This work addresses the challenge of efficiently allocating quantum circuits in distributed quantum computing to minimize cross-core communication overhead. The authors propose a Transformer-based deep reinforcement learning approach for universal qubit allocation that generalizes across arbitrary numbers of qubits and processor topologies without requiring retraining for specific hardware architectures. By integrating sequence modeling with policy optimization, the method significantly enhances generalization capability. Experimental results demonstrate that the proposed approach reduces allocation costs by 33% on Cuccaro adder circuits and by 25% on average across random circuits compared to the current state-of-the-art heuristic HQA, substantially narrowing the performance gap between learning-based methods and handcrafted heuristics.

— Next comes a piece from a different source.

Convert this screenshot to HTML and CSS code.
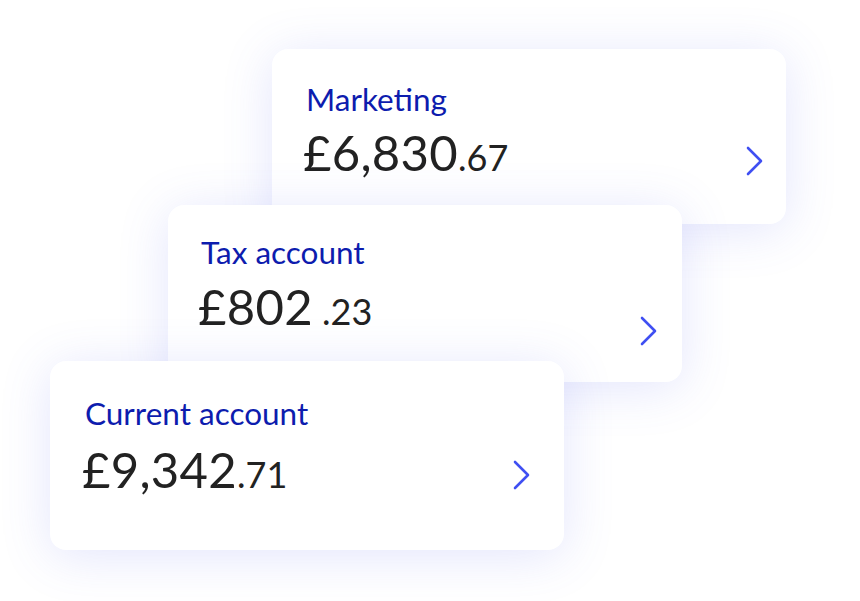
FILE: index.html
```html
<!DOCTYPE html>
<html lang="en">
<head>
<meta charset="utf-8">
<title>Accounts</title>
<link rel="stylesheet" href="styles.css">
</head>
<body>
<div class="stage">
  <div class="card card-marketing">
    <div class="info">
      <div class="label">Marketing</div>
      <div class="amount">£6,830<span class="cents">.67</span></div>
    </div>
    <svg class="chev" width="18" height="30" viewBox="0 0 18 30" aria-hidden="true"><polyline points="2,2 15,15 2,28"/></svg>
  </div>
  <div class="card card-tax">
    <div class="info">
      <div class="label">Tax account</div>
      <div class="amount">£802<span class="cents"> .23</span></div>
    </div>
    <svg class="chev" width="18" height="30" viewBox="0 0 18 30" aria-hidden="true"><polyline points="2,2 15,15 2,28"/></svg>
  </div>
  <div class="card card-current">
    <div class="info">
      <div class="label">Current account</div>
      <div class="amount">£9,342<span class="cents">.71</span></div>
    </div>
    <svg class="chev" width="18" height="30" viewBox="0 0 18 30" aria-hidden="true"><polyline points="2,2 15,15 2,28"/></svg>
  </div>
</div>
</body>
</html>
```
FILE: styles.css
```css
html, body {
  margin: 0;
  padding: 0;
  background: #ffffff;
}
body {
  font-family: Lato, "Open Sans", sans-serif;
}
.stage {
  position: relative;
  width: 860px;
  height: 601px;
  overflow: hidden;
}
.card {
  position: absolute;
  width: 514px;
  box-sizing: border-box;
  background: #ffffff;
  border-radius: 16px;
  box-shadow: 0 6px 50px rgba(88, 100, 240, 0.17);
  display: flex;
  align-items: flex-start;
  padding-left: 34px;
}
.info {
  display: flex;
  flex-direction: column;
  flex: 1;
}
.label {
  font-size: 31.5px;
  line-height: 36px;
  color: #0d1cae;
}
.amount {
  font-size: 49px;
  line-height: 56px;
  font-weight: 400;
  letter-spacing: 0.3px;
  color: #222222;
  margin-left: -3px;
}
.cents {
  font-size: 36px;
  letter-spacing: 0;
}
.chev {
  flex: none;
}
.chev polyline {
  fill: none;
  stroke: #3f4ff2;
  stroke-width: 2.6;
  stroke-linecap: round;
  stroke-linejoin: round;
}
.card-marketing {
  left: 272px;
  top: 49px;
  height: 175px;
  z-index: 1;
  padding-top: 32px;
}
.card-marketing .info { gap: 7px; }
.card-marketing .chev { margin-top: 65px; margin-right: 22px; }
.card-tax {
  left: 168px;
  top: 205px;
  height: 177px;
  z-index: 2;
  padding-top: 29px;
  padding-left: 33px;
}
.card-tax .info { gap: 8px; }
.card-tax .chev { margin-top: 82px; margin-right: 24px; }
.card-current {
  left: 50px;
  top: 361px;
  height: 189px;
  z-index: 3;
  padding-top: 34px;
  padding-left: 35px;
}
.card-current .info { gap: 10px; }
.card-current .chev { margin-top: 65px; margin-right: 33px; }
```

The scaling of quantum processors is currently limited by technical challenges such as decoherence and cross-talk. As the number of qubits grows, interference increases the computational noise. Distributed quantum computing addresses these limitations by interconnecting smaller, easier-to-handle quantum processors (cores), but it introduces the challenge of minimizing slow, error-prone inter-core communication. The task of distributing quantum circuits across cores while minimizing communication costs is known as the Qubit Allocation problem. This work focuses on developing a deep learning approach to this problem, emphasizing flexibility to quantum hardware topology and improving state-of-the-art performance. Heuristic and non-learning algorithms, such as the Hungarian Qubit Allocation (HQA), currently represent the state of the art. Reinforcement Learning (RL) approaches leverage learned allocation policies but often lack flexibility, requiring retraining when hardware configurations change, and they fall short of the solution quality achieved by non-learning methods. However, learning mechanisms could outperform human-crafted heuristics. To overcome these limitations, this work proposes a flexible, transformer-based architecture that can handle arbitrary numbers of qubits and cores without retraining. Results show that the trained policy consistently outperforms the previous RL state of the art and narrows the gap between RL and HQA for the most common circuits. It achieves a 33% reduction in allocation cost relative to the HQA for the Cuccaro Adder and 25% on average for random circuits. These findings show that learning-based approaches can effectively match the performance of hand-crafted heuristics, a crucial step towards their application in real-world scenarios.